Let’s get started with seven tips to create a YouTube studio in your room or office.
Video doesn’t have to be a huge investment or the big scary thing you think it does – you can get started with a DIY video studio, in your own home, for free, right now.
Now, full disclosure. I’ve got a little bit of equipment that’s a bit more pricey than what I’ve listed in these tips. I’ve got a few lights, I’ve got a microphone and I’ve got a camera here, but you can get started really simply and with a really low budget. All you have to do is start – I promise, it gets easier!
1) Shoot on your phone or on your laptop.
We’ve all got a phone or a laptop and in the last few years, the picture quality has gone up so dramatically that it doesn’t have to look like you shot your video on your phone or like you’ve got low production values.
You can get a really nice image, and my next tips will help you get the most out of using your phone or a laptop to shoot your video on.
2) Shoot horizontally.
A few years ago this would have been gospel, but it’s a little bit different now with a number of social media platforms which have shown to do better with vertical video. If it is for Facebook or Instagram, that’s okay, I’ll let you get away with vertical or even square video. Anything else, like Youtube or a landing page on your website, shoot it horizontally.
So: know what platform you’re using the video on, and remember that you can always edit the video to make it portrait, you can’t add more footage to make your video landscape!
You need to shoot horizontally in terms of keeping your device upright as well. Hold your phone at a weird angle and you’re going to start looking a bit odd.
Similarly when we work, our laptop screen isn’t always perpendicular, so make sure you adjust it before you start shooting!

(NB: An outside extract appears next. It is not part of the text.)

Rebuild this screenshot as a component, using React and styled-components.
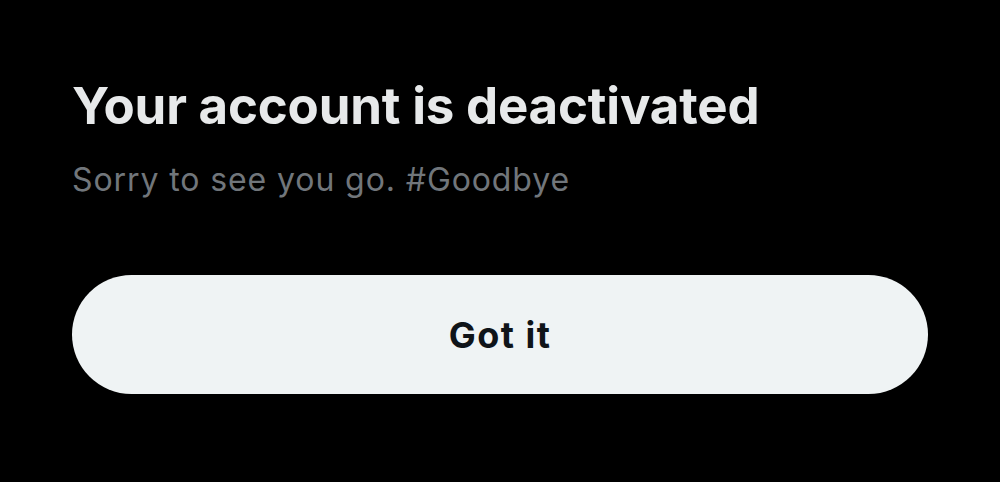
import React from 'react';
import styled, {createGlobalStyle} from 'styled-components';

const Global = createGlobalStyle`
  html, body { margin: 0; padding: 0; background: #000; }
  body { font-family: Inter, "Noto Sans", sans-serif; }
`

const Page = styled.main`
  width: 1000px;
  height: 482px;
  box-sizing: border-box;
  background: #000;
  padding: 75px 72px 0 72px;
  display: flex;
  flex-direction: column;
`

const Title = styled.h1`
  margin: 0;
  font-size: 51px;
  font-weight: 700;
  line-height: 62px;
  letter-spacing: -0.2px;
  color: #e7e9ea;
`

const Sub = styled.p`
  margin: 23px 0 0 0;
  font-size: 32px;
  font-weight: 400;
  line-height: 40px;
  letter-spacing: 0.9px;
  color: #71767b;
`

const Button = styled.button`
  margin-top: 75px;
  height: 119px;
  width: 100%;
  border: 0;
  outline: 0;
  border-radius: 60px;
  background: #eff3f4;
  color: #0f1419;
  font-family: inherit;
  font-size: 36px;
  font-weight: 700;
  letter-spacing: 1.5px;
  cursor: pointer;
  display: flex;
  justify-content: center;
  align-items: center;
`

const App = () => (
  <>
    <Global/>
    <Page>
      <Title>Your account is deactivated</Title>
      <Sub>Sorry to see you go. #Goodbye</Sub>
      <Button>Got it</Button>
    </Page>
  </>
)

export default App;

3) Keep your camera at eye level.
Eye level is the most natural level for us, and this goes for whatever device you are using. In the video above, the camera I used was – you guessed it – right at eye level.
You might want to raise your phone or laptop on a stand or stack of books, or invest in a mini tripod for your phone to sit on your desk.
4) Never zoom in on your phone.
Your phone doesn’t really zoom in, it really just crops the picture and blows it up, making it look bigger. It’s going to look pixel-y and mobile phone-y, so if you want it closer, just move it. Use your legs.
All right, now you’ve got those basic out of the way, the next couple of things I’m going to talk about are really going to improve your production quality and your production values.
Sound and Light
I have people ask me all the time what’s going to make the biggest improvement to their videos and my answer is always invest in a microphone and get your lighting sorted out.
5) Invest in audio.
When I first started out making videos one of the things I would do is have a separate phone that I would sit really close to whoever it was I was filming. So I might have them holding it just out of frame or I might set it on a table. I would record the audio that way and then sync it up to the picture later on. It wasn’t excellent, but it was loads better than trying to use the audio from the phone or camera I was filming with.
Another thing that’s even easier than that and again, it’s not quite free but it almost is, is investing in a little lapel mic.
You can get these really cheaply online and while they may not be the best audio of all time, they are going to be such an improvement on your phone microphone you won’t believe your ears.
6) Bring things into your space to deaden echo.
The next tip relates to sound as well and that is bringing things into your space that’s going stop echo. It’s things like couches, pillows and rugs, that really help deaden the sound in your room so it’s not bouncing all around off bare walls. It’s really going to improve the quality of your sound and make your video that much better.
7) Use natural lighting.
Sit in front of a window with the natural light on your face. It’s the most flattering, and you’re not going to have to worry about shadows in the background and trying to set up complicated lights.
So there’s my little checklist of things to create your own Youtube studio in your room or office, as close to free as I could possibly make it.